In 2015, PiS did not win because they convinced a majority of the electorate to support their vision for anti-liberal authoritarianism and nationalism. They conducted an overtly misleading moderate campaign, and even then they only got 38% of the vote. Their majority rests on the electoral rules that eliminates all parties earning fewer than 5%, then distributing their votes among the large parties. This transformed that 38% into 51% of the parliamentary delegates. The gap between overall voter preference and the actual results was cavernous.
The same thing could easily happen again this Fall. If the smaller parties strive to go it alone, the electoral system will swallow them up and PiS might end up winning in most of the województwa.

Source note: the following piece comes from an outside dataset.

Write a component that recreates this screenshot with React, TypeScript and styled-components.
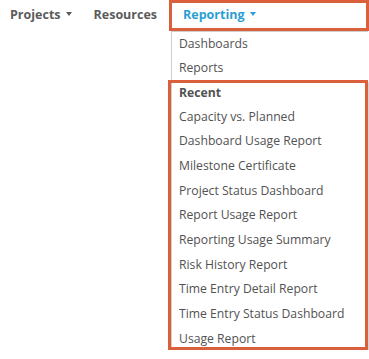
import React from "react";
import styled, { createGlobalStyle } from "styled-components";

const GlobalStyle = createGlobalStyle`
  html, body {
    margin: 0;
    padding: 0;
    background: #fff;
  }
  body {
    font-family: "Open Sans", "Noto Sans", sans-serif;
    -webkit-font-smoothing: antialiased;
  }
`;

const ACCENT = "#d9603b";

const recent = [
  "Capacity vs. Planned",
  "Dashboard Usage Report",
  "Milestone Certificate",
  "Project Status Dashboard",
  "Report Usage Report",
  "Reporting Usage Summary",
  "Risk History Report",
  "Time Entry Detail Report",
  "Time Entry Status Dashboard",
  "Usage Report",
];

const App = () => {
  return (
    <>
      <GlobalStyle />
      <Page>
        <NavBar>
          <NavItem>
            Projects <Caret />
          </NavItem>
          <NavItem>Resources</NavItem>
          <ActiveTab>
            <NavItem $active>
              Reporting <Caret />
            </NavItem>
          </ActiveTab>
        </NavBar>
        <Menu>
          <MenuItem>Dashboards</MenuItem>
          <MenuItem>Reports</MenuItem>
          <Group>
            <GroupHeader>Recent</GroupHeader>
            {recent.map((r) => (
              <MenuItem key={r} $tall>
                {r}
              </MenuItem>
            ))}
          </Group>
        </Menu>
      </Page>
    </>
  );
};

const Page = styled.div`
  display: flex;
  flex-direction: column;
  width: 369px;
`;

const NavBar = styled.nav`
  display: flex;
  align-items: stretch;
  height: 31px;
  padding-left: 10px;
`;

const NavItem = styled.div<{ $active?: boolean }>`
  display: flex;
  align-items: center;
  gap: 5px;
  margin-right: 22px;
  padding-bottom: 2px;
  font-size: 12.5px;
  font-weight: 700;
  color: ${(p) => (p.$active ? "#2b9fd3" : "#5b5b5b")};
  white-space: nowrap;
`;

const Caret = styled.span`
  display: inline-block;
  width: 0;
  height: 0;
  border-left: 3.5px solid transparent;
  border-right: 3.5px solid transparent;
  border-top: 4px solid currentColor;
  margin-bottom: 2px;
`;

const ActiveTab = styled.div`
  display: flex;
  flex: none;
  box-sizing: border-box;
  width: 200px;
  height: 31px;
  margin-left: -10px;
  padding-left: 11px;
  border: 3px solid ${ACCENT};
`;

const Menu = styled.div`
  display: flex;
  flex-direction: column;
  margin-left: 171px;
  width: 197px;
  box-sizing: border-box;
  border-top: 1px solid #cfcfcf;
  border-left: 1px solid #cfcfcf;
  background: #fff;
`;

const MenuItem = styled.div<{ $tall?: boolean }>`
  height: ${(p) => (p.$tall ? "24.7px" : "24px")};
  line-height: ${(p) => (p.$tall ? "24.7px" : "24px")};
  padding-left: 7px;
  font-size: 12.2px;
  color: #525252;
  white-space: nowrap;
`;

const GroupHeader = styled(MenuItem)`
  font-weight: 700;
  height: 24px;
  line-height: 24px;
`;

const Group = styled.div`
  position: relative;
  box-sizing: border-box;
  height: 270px;
  padding-top: 0.5px;

  &::after {
    content: "";
    position: absolute;
    top: 0;
    left: -4px;
    right: 0;
    bottom: 0;
    border: 3px solid ${ACCENT};
    box-shadow: 1px 2px 2px rgba(0, 0, 0, 0.25);
    pointer-events: none;
  }
`;

export default App;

Even if those parties don’t end up below the 5% mark, they may or may not agree to an anti-PiS coalition. But if they do, they’ll govern in 15/16 provinces. Either of the maps below is possible under exactly the same distribution of the popular vote.
In other words, Poland’s fate is only partially in the hands of the voters. Much more depends on the political choices—and compromises—that the politicians offer them.